→ Available data:

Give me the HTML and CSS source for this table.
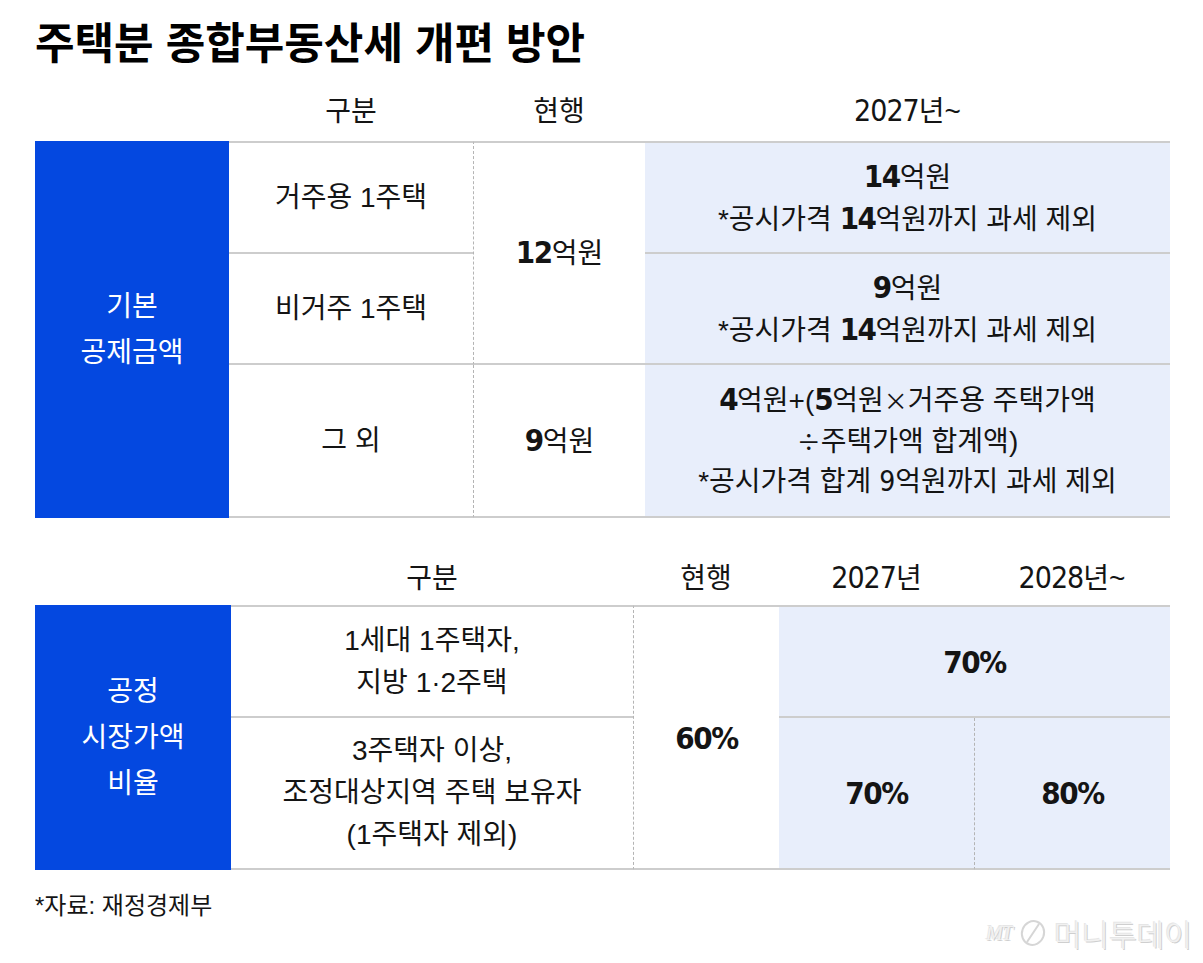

...

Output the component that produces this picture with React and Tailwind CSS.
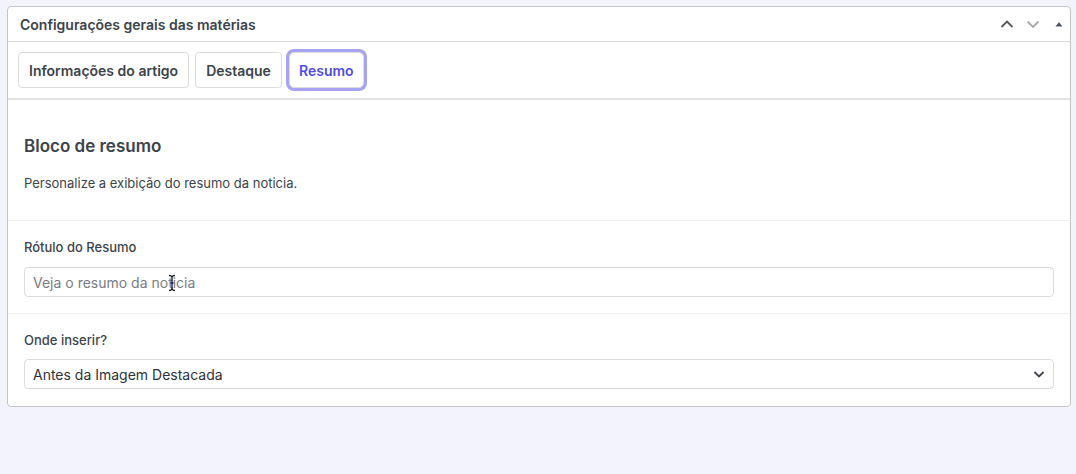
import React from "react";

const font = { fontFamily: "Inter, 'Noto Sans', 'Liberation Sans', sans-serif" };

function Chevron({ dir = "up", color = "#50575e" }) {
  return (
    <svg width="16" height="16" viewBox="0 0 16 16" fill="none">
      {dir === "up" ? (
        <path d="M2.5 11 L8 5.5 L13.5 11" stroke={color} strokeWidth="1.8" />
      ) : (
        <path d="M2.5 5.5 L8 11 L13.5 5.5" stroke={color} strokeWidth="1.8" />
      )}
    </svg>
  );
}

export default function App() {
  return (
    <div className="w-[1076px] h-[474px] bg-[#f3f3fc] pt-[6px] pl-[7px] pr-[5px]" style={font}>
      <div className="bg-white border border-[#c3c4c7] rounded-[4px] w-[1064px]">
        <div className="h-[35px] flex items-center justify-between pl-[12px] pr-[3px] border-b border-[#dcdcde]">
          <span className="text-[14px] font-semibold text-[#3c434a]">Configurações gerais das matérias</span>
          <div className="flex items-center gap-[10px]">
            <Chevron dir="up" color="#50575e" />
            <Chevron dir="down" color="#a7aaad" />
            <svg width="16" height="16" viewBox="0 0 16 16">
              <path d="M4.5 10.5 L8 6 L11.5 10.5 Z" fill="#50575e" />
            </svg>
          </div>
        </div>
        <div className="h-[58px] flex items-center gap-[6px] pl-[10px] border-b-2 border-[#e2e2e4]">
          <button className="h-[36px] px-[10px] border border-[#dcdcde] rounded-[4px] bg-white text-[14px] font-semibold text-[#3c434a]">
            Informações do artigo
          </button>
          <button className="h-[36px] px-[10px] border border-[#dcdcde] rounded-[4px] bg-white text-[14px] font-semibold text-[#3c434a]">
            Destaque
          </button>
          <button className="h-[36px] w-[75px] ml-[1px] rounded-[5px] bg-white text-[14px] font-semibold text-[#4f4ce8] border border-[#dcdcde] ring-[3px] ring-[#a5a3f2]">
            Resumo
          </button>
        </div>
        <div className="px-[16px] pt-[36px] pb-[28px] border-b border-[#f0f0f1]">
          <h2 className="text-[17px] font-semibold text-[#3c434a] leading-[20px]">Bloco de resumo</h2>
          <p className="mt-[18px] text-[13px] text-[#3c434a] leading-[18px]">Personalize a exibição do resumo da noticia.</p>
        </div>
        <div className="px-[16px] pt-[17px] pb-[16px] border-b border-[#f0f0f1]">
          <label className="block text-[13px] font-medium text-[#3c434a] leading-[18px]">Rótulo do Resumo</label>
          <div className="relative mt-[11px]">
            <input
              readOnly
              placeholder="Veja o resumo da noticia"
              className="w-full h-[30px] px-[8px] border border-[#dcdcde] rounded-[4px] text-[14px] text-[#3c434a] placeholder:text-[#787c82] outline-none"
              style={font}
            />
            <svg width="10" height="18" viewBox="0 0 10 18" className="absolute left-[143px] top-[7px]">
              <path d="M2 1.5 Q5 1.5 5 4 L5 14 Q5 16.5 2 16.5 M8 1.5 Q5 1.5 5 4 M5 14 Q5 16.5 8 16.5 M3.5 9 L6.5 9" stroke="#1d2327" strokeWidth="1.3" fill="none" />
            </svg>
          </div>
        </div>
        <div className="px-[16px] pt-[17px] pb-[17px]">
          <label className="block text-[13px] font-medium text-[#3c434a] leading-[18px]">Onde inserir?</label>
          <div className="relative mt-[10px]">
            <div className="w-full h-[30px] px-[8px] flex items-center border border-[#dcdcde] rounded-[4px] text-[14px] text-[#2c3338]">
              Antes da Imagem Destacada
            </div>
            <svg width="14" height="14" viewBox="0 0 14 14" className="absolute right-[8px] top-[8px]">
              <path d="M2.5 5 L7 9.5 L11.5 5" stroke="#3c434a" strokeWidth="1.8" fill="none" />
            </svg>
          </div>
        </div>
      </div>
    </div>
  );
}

→ What is expected:
Show all lines above holding "React".

→ Written response:
Output the component that produces this picture with React and Tailwind CSS.
import React from "react";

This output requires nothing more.